In fact, decentralizing the grid would achieve most every goal of carbon reduction propounded by the global-warming loonies. Though that should be considered the lowest (if not a null) consideration, anytime popular (even if misguided) goals line-up with real-life economic and efficiency necessities that could be a plus. That is, as long as the move is to allow market replacement technologies instead of dictated “green ones.” Large, centralized and subsidized solar and wind-powered generation is no more viable from a design, efficiency and cost standpoint than coal or natural gas.

It should be obvious that we have much more important considerations to deal with and the need to shepard monetary resources much more carefully than we currently are. We are wasting huge sums of money on political and global Military adventurism and the “climate change” scam when the priorities of our our country and civilization should be much different. Combined with a failing global financial and monetary paradigm, the need to focus on the proper considerations couldn’t come at a worse time.

The political implications now and going forward of all this should be obvious. We don’t need any more legislative bills like “Cap and Trade” in Congress or bills in Colorado, such as HB10-1365 passed in the 2010 session.  Colorado’s HB10-1365 directs replacement of large coal-fired plants with large natural-gas fired generation plants. Politically trying to manipulate utility business, maintenance and capital expenditure models in any manner other than those provided by the free market are more than misguided. They can be dangerous.

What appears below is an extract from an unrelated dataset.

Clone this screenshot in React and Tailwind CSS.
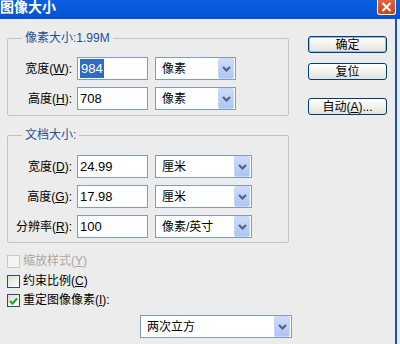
import React from "react";

const FONT = { fontFamily: '"Liberation Sans", "Noto Sans CJK SC", sans-serif' };

function Arrow() {
  return (
    <div className="w-[16px] h-[21px] mr-[1px] rounded-[2px] border border-[#c9d7f7] bg-gradient-to-b from-[#cfdcfb] to-[#aec4f4] flex items-center justify-center">
      <svg width="9" height="6" viewBox="0 0 9 6">
        <path d="M1 1 L4.5 4.5 L8 1" fill="none" stroke="#4d6185" strokeWidth="2" />
      </svg>
    </div>
  );
}

function Select({ w, text }) {
  return (
    <div className={`${w} h-[23px] border border-[#7f9db9] bg-white flex items-center justify-between`}>
      <span className="pl-[6px] text-[12px] text-black">{text}</span>
      <Arrow />
    </div>
  );
}

function Input({ children }) {
  return (
    <div className="w-[71px] h-[23px] border border-[#7f9db9] bg-white flex items-center pl-[2px] text-[13px] text-black">
      {children}
    </div>
  );
}

function Row({ label, value, unit, selW, className = "" }) {
  return (
    <div className={`flex items-center ${className}`}>
      <div className="w-[64px] text-right text-[12px] text-black whitespace-nowrap">{label}</div>
      <div className="ml-[5px]">
        <Input>{value}</Input>
      </div>
      <div className="ml-[7px]">
        <Select w={selW} text={unit} />
      </div>
    </div>
  );
}

function Btn({ children, def, className = "" }) {
  return (
    <div
      className={`w-[79px] h-[17px] rounded-[3px] border border-[#003c74] bg-gradient-to-b from-white to-[#e3e3dc] flex items-center justify-center text-[12px] leading-[14px] text-black ${def ? "shadow-[inset_0_0_0_1px_#9fb7e6]" : ""} ${className}`}
    >
      {children}
    </div>
  );
}

function Check({ checked, disabled, children, className = "" }) {
  return (
    <div className={`flex items-center h-[13px] ${className}`}>
      <div
        className={`w-[13px] h-[13px] border ${disabled ? "border-[#cac8bb] bg-[#f4f4f0]" : "border-[#1c5180] bg-gradient-to-br from-[#dcdcd6] to-white"} flex items-center justify-center`}
      >
        {checked && (
          <svg width="9" height="8" viewBox="0 0 9 8">
            <path d="M1 4 L3.5 6.5 L8 1.5" fill="none" stroke="#21a121" strokeWidth="2" />
          </svg>
        )}
      </div>
      <span className={`ml-[3px] text-[12px] leading-[13px] ${disabled ? "text-[#aca899]" : "text-black"}`}>{children}</span>
    </div>
  );
}

export default function App() {
  return (
    <div className="w-[400px] h-[344px] bg-[#ececec] overflow-hidden flex flex-col" style={FONT}>
      <div className="h-[19px] bg-gradient-to-b from-[#0a5fe0] to-[#0552d4] flex items-start justify-between">
        <span className="text-white font-bold text-[14px] leading-[15px]">图像大小</span>
        <div className="mr-[4px] w-[19px] h-[15px] rounded-b-[3px] border border-t-0 border-white bg-gradient-to-b from-[#e0643c] to-[#c8441a] flex items-center justify-center">
          <svg width="11" height="10" viewBox="0 0 11 10">
            <path d="M1.5 1 L9.5 9 M9.5 1 L1.5 9" stroke="white" strokeWidth="2" />
          </svg>
        </div>
      </div>
      <div className="flex-1 flex">
        <div className="w-[395px] flex">
          <div className="pl-[7px] w-[300px] flex flex-col">
            <fieldset className="mt-[12px] w-[282px] border border-[#c3c3c3] rounded-[2px] px-0 pb-[5px]">
              <legend className="ml-[14px] px-[3px] text-[12px] leading-[14px] text-[#1f4f9a]">像素大小:1.99M</legend>
              <Row className="mt-[12px]" label={<>宽度(<u>W</u>):</>} value={<span className="bg-[#316ac5] text-white px-[1px]">984</span>} unit="像素" selW="w-[81px]" />
              <Row className="mt-[7px]" label={<>高度(<u>H</u>):</>} value="708" unit="像素" selW="w-[81px]" />
            </fieldset>
            <fieldset className="mt-[12px] w-[282px] border border-[#c3c3c3] rounded-[2px] px-0 pb-[4px]">
              <legend className="ml-[14px] px-[3px] text-[12px] leading-[14px] text-[#1f4f9a]">文档大小:</legend>
              <Row className="mt-[13px]" label={<>宽度(<u>D</u>):</>} value="24.99" unit="厘米" selW="w-[97px]" />
              <Row className="mt-[7px]" label={<>高度(<u>G</u>):</>} value="17.98" unit="厘米" selW="w-[97px]" />
              <Row className="mt-[7px]" label={<>分辨率(<u>R</u>):</>} value="100" unit="像素/英寸" selW="w-[97px]" />
            </fieldset>
            <Check disabled className="mt-[12px]">缩放样式(<u>Y</u>)</Check>
            <Check className="mt-[7px]">约束比例(<u>C</u>)</Check>
            <Check checked className="mt-[6px]">重定图像像素(<u>I</u>):</Check>
            <div className="mt-[8px] ml-[133px]">
              <Select w="w-[152px]" text="两次立方" />
            </div>
          </div>
          <div className="ml-[8px] flex flex-col">
            <Btn def className="mt-[17px]">确定</Btn>
            <Btn className="mt-[10px]">复位</Btn>
            <Btn className="mt-[18px]">自动(<u>A</u>)...</Btn>
          </div>
        </div>
        <div className="w-[2px] bg-[#1a4ed0]" />
      </div>
    </div>
  );
}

As throughout all of history, many times the catastrophic failures and ultimate impacts to civilisation’s survival don’t come from the expected but instead from the completely unexpected. However, in hindsight the unexpected usually turns-out to be the most obvious if it had only been paid attention to. The titanic struggle we are engaged in is the conflict of the priorities of our currently poor leadership vs those of the People. Again, the WARBI Principle is in full flower.